It is often helpful to determine the similarity between relay descriptors. For example, to detect Sybil attacks, or to find partners in crime once we found a malicious relay. I recently added code to sybilhunter that can automate this task.
Now to the underlying theory. The algorithm makes use of a vantage point tree (vp-tree), which enables O(log n) search for nearest neighbours. We then take a file as input -- for example a consensus document -- and add every relay to the vp-tree. For node comparison, vp-trees require a distance metric in the mathematical sense, i.e., the metric has to satisfy the triangle inequality. For now, I use the Levenshtein distance. It takes as input two strings and returns the number of character edit operations (replace, insert, remove) that are necessary to turn descriptor A into descriptor B. While easy to understand and use, the Levenshtein distance cannot easily incorporate our domain-specific knowledge. I hope to find something more suitable.

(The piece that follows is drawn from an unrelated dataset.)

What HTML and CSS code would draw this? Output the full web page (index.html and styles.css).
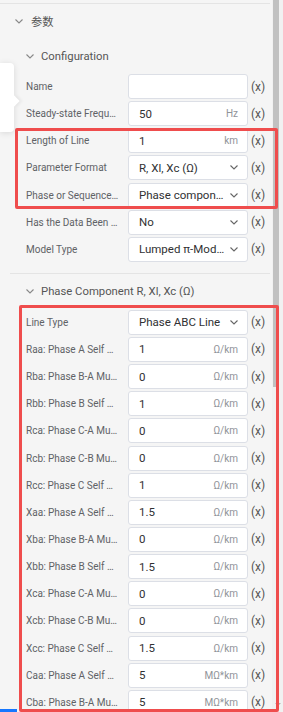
FILE: index.html
```html
<!DOCTYPE html>
<html lang="en">
<head>
    <meta charset="UTF-8">
    <title>Line Parameters</title>
    <link rel="stylesheet" href="styles.css">
</head>
<body>
    <div class="panel">
        <div class="content">
            <div class="rule rule-top"></div>
            <div class="group-title">
                <svg class="chevron" viewBox="0 0 8 5"><polyline points="0.5,0.5 4,4 7.5,0.5"/></svg>
                <span>参数</span>
            </div>

            <div class="sub-title">
                <svg class="chevron" viewBox="0 0 8 5"><polyline points="0.5,0.5 4,4 7.5,0.5"/></svg>
                <span>Configuration</span>
            </div>
            <div class="rows">
                <div class="row">
                    <label class="label">Name</label>
                    <div class="field"><span class="value"></span></div>
                    <span class="clear">(x)</span>
                </div>
                <div class="row">
                    <label class="label">Steady-state Frequency</label>
                    <div class="field"><span class="value">50</span><span class="unit">Hz</span></div>
                    <span class="clear">(x)</span>
                </div>
                <div class="mark mark-config">
                    <div class="row">
                        <label class="label">Length of Line</label>
                        <div class="field"><span class="value">1</span><span class="unit">km</span></div>
                        <span class="clear">(x)</span>
                    </div>
                    <div class="row">
                        <label class="label">Parameter Format</label>
                        <div class="field select"><span class="value">R, Xl, Xc (Ω)</span><svg class="caret" viewBox="0 0 8 5"><polyline points="0.5,0.5 4,4 7.5,0.5"/></svg></div>
                        <span class="clear">(x)</span>
                    </div>
                    <div class="row">
                        <label class="label">Phase or Sequence Component</label>
                        <div class="field select"><span class="value">Phase component</span><svg class="caret" viewBox="0 0 8 5"><polyline points="0.5,0.5 4,4 7.5,0.5"/></svg></div>
                        <span class="clear">(x)</span>
                    </div>
                </div>
                <div class="row">
                    <label class="label">Has the Data Been Converted</label>
                    <div class="field select"><span class="value">No</span><svg class="caret" viewBox="0 0 8 5"><polyline points="0.5,0.5 4,4 7.5,0.5"/></svg></div>
                    <span class="clear">(x)</span>
                </div>
                <div class="row">
                    <label class="label">Model Type</label>
                    <div class="field select"><span class="value">Lumped π-Model</span><svg class="caret" viewBox="0 0 8 5"><polyline points="0.5,0.5 4,4 7.5,0.5"/></svg></div>
                    <span class="clear">(x)</span>
                </div>
            </div>

            <div class="rule rule-section"></div>
            <div class="sub-title">
                <svg class="chevron" viewBox="0 0 8 5"><polyline points="0.5,0.5 4,4 7.5,0.5"/></svg>
                <span>Phase Component R, Xl, Xc (Ω)</span>
            </div>
            <div class="rows mark mark-phase">
                <div class="row">
                    <label class="label">Line Type</label>
                    <div class="field select"><span class="value">Phase ABC Line</span><svg class="caret" viewBox="0 0 8 5"><polyline points="0.5,0.5 4,4 7.5,0.5"/></svg></div>
                    <span class="clear">(x)</span>
                </div>
                <div class="row">
                    <label class="label">Raa: Phase A Self Resistance</label>
                    <div class="field"><span class="value">1</span><span class="unit">Ω/km</span></div>
                    <span class="clear">(x)</span>
                </div>
                <div class="row">
                    <label class="label">Rba: Phase B-A Mutual Resistance</label>
                    <div class="field"><span class="value">0</span><span class="unit">Ω/km</span></div>
                    <span class="clear">(x)</span>
                </div>
                <div class="row">
                    <label class="label">Rbb: Phase B Self Resistance</label>
                    <div class="field"><span class="value">1</span><span class="unit">Ω/km</span></div>
                    <span class="clear">(x)</span>
                </div>
                <div class="row">
                    <label class="label">Rca: Phase C-A Mutual Resistance</label>
                    <div class="field"><span class="value">0</span><span class="unit">Ω/km</span></div>
                    <span class="clear">(x)</span>
                </div>
                <div class="row">
                    <label class="label">Rcb: Phase C-B Mutual Resistance</label>
                    <div class="field"><span class="value">0</span><span class="unit">Ω/km</span></div>
                    <span class="clear">(x)</span>
                </div>
                <div class="row">
                    <label class="label">Rcc: Phase C Self Resistance</label>
                    <div class="field"><span class="value">1</span><span class="unit">Ω/km</span></div>
                    <span class="clear">(x)</span>
                </div>
                <div class="row">
                    <label class="label">Xaa: Phase A Self Reactance</label>
                    <div class="field"><span class="value">1.5</span><span class="unit">Ω/km</span></div>
                    <span class="clear">(x)</span>
                </div>
                <div class="row">
                    <label class="label">Xba: Phase B-A Mutual Reactance</label>
                    <div class="field"><span class="value">0</span><span class="unit">Ω/km</span></div>
                    <span class="clear">(x)</span>
                </div>
                <div class="row">
                    <label class="label">Xbb: Phase B Self Reactance</label>
                    <div class="field"><span class="value">1.5</span><span class="unit">Ω/km</span></div>
                    <span class="clear">(x)</span>
                </div>
                <div class="row">
                    <label class="label">Xca: Phase C-A Mutual Reactance</label>
                    <div class="field"><span class="value">0</span><span class="unit">Ω/km</span></div>
                    <span class="clear">(x)</span>
                </div>
                <div class="row">
                    <label class="label">Xcb: Phase C-B Mutual Reactance</label>
                    <div class="field"><span class="value">0</span><span class="unit">Ω/km</span></div>
                    <span class="clear">(x)</span>
                </div>
                <div class="row">
                    <label class="label">Xcc: Phase C Self Reactance</label>
                    <div class="field"><span class="value">1.5</span><span class="unit">Ω/km</span></div>
                    <span class="clear">(x)</span>
                </div>
                <div class="row">
                    <label class="label">Caa: Phase A Self Capacitive Reactance</label>
                    <div class="field"><span class="value">5</span><span class="unit">MΩ*km</span></div>
                    <span class="clear">(x)</span>
                </div>
                <div class="row">
                    <label class="label">Cba: Phase B-A Mutual Capacitive Reactance</label>
                    <div class="field"><span class="value">5</span><span class="unit">MΩ*km</span></div>
                    <span class="clear">(x)</span>
                </div>
            </div>
        </div>
        <div class="scrollbar">
            <div class="thumb"></div>
            <div class="scroll-down"></div>
        </div>
    </div>

    <!-- popover clipped at the left edge of the panel -->
    <div class="popover"></div>
    <div class="tab-active"></div>
</body>
</html>
```

FILE: styles.css
```css
body {
    margin: 0;
    width: 283px;
    height: 712px;
    overflow: hidden;
    position: relative;
    background-color: #f5f5f5;
    font-family: Roboto, "Noto Sans CJK SC", sans-serif;
    color: #303133;
}
.panel {
    display: flex;
    height: 712px;
}
.content {
    width: 272px;
}
.scrollbar {
    width: 11px;
    background-color: #f1f1f1;
    display: flex;
    flex-direction: column;
}
.thumb {
    width: 6px;
    height: 387px;
    margin-left: 1px;
    background-color: #c1c1c1;
}
.scroll-down {
    width: 0;
    margin-top: auto;
    margin-bottom: 6px;
    margin-left: 3px;
    border-left: 3px solid transparent;
    border-right: 3px solid transparent;
    border-top: 3px solid #b0b0b0;
}
.rule {
    height: 1px;
    margin-right: 2px;
    background-color: #e4e4e4;
}
.rule-top {
    margin-top: 3px;
}
.rule-section {
    margin-top: 11px;
    margin-left: 10px;
}
.chevron, .caret {
    width: 8px;
    height: 5px;
    flex: none;
    fill: none;
    stroke: #888;
    stroke-width: 1.1;
}
.caret {
    stroke: #666;
}
.group-title, .sub-title {
    display: flex;
    align-items: center;
    font-size: 11.3px;
    color: #555;
}
.group-title {
    height: 34px;
    padding-left: 15px;
    gap: 8px;
}
.sub-title {
    height: 36px;
    padding-left: 26px;
    gap: 7px;
}
.rows, .mark {
    display: flex;
    flex-direction: column;
    gap: 2.15px;
}
.row {
    display: grid;
    grid-template-columns: 99px 120px auto;
    column-gap: 3px;
    align-items: center;
    height: 25px;
    padding-left: 26px;
}
.label {
    padding-right: 6px;
    font-size: 10px;
    color: #606266;
    white-space: nowrap;
    overflow: hidden;
    text-overflow: ellipsis;
}
.field {
    height: 25px;
    box-sizing: border-box;
    display: flex;
    align-items: center;
    min-width: 0;
    padding: 0 9px 0 10px;
    background-color: #fff;
    border: 1px solid #dcdfe6;
    border-radius: 3px;
}
.value {
    flex: 1;
    min-width: 0;
    font-size: 11.5px;
    white-space: nowrap;
    overflow: hidden;
    text-overflow: ellipsis;
}
.select .value {
    margin-right: 5px;
}
.unit {
    font-size: 10px;
    color: #909399;
}
.clear {
    font-size: 12px;
    color: #555;
}
/* red highlight frames drawn over the grouped rows */
.mark {
    position: relative;
}
.mark::after {
    content: '';
    position: absolute;
    border: 3px solid #ef4d4d;
    border-radius: 2px;
    pointer-events: none;
}
.mark-config::after {
    top: -0.5px;
    bottom: -1.5px;
    left: 15px;
    right: -6px;
}
.mark-phase::after {
    top: -5px;
    height: 401px;
    left: 18.5px;
    right: -7px;
}
.popover {
    position: absolute;
    left: 0;
    top: 63px;
    width: 14px;
    height: 69px;
    background-color: #fff;
    border-radius: 0 4px 4px 0;
    box-shadow: 0 1px 6px rgba(0, 0, 0, 0.12);
}
.popover:after {
    content: '';
    position: absolute;
    left: 10px;
    top: 34px;
    width: 8px;
    height: 8px;
    background-color: #fff;
    transform: rotate(45deg);
    box-shadow: 2px -2px 3px rgba(0, 0, 0, 0.05);
}
.tab-active {
    position: absolute;
    left: 0;
    bottom: 0;
    width: 17px;
    height: 3px;
    background-color: #1677ff;
}
```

Before comparing relay descriptor, I preprocess them. For network status documents, I consider nickname, ports, publication time, flags, version, and bandwidth. I believe this is a good start, but there is much room for improvement and feedback is very welcome.
Now here's how you can give it a shot. The commands below find the 10 closest relays to the relay we run at Karlstad University:
$ go get git.torproject.org/user/phw/sybilhunter.git $ wget https://www.nymity.ch/~phw/sample-consensus -O /tmp/consensus $ sybilhunter -data /tmp/consensus -neighbours 10 -rootrelay 9B94CD0B7B8057EAF21BA7F023B7A1C8CA9CE645
On my laptop, it takes approximately 10 seconds to generate the vp-tree. The output then consists of 10 blocks that represent the most similar relay descriptors. The first two lines of each block show the input to the Levenshtein distance. The third line shows the distance and a link to the relay's Atlas page.
Cheers, Philipp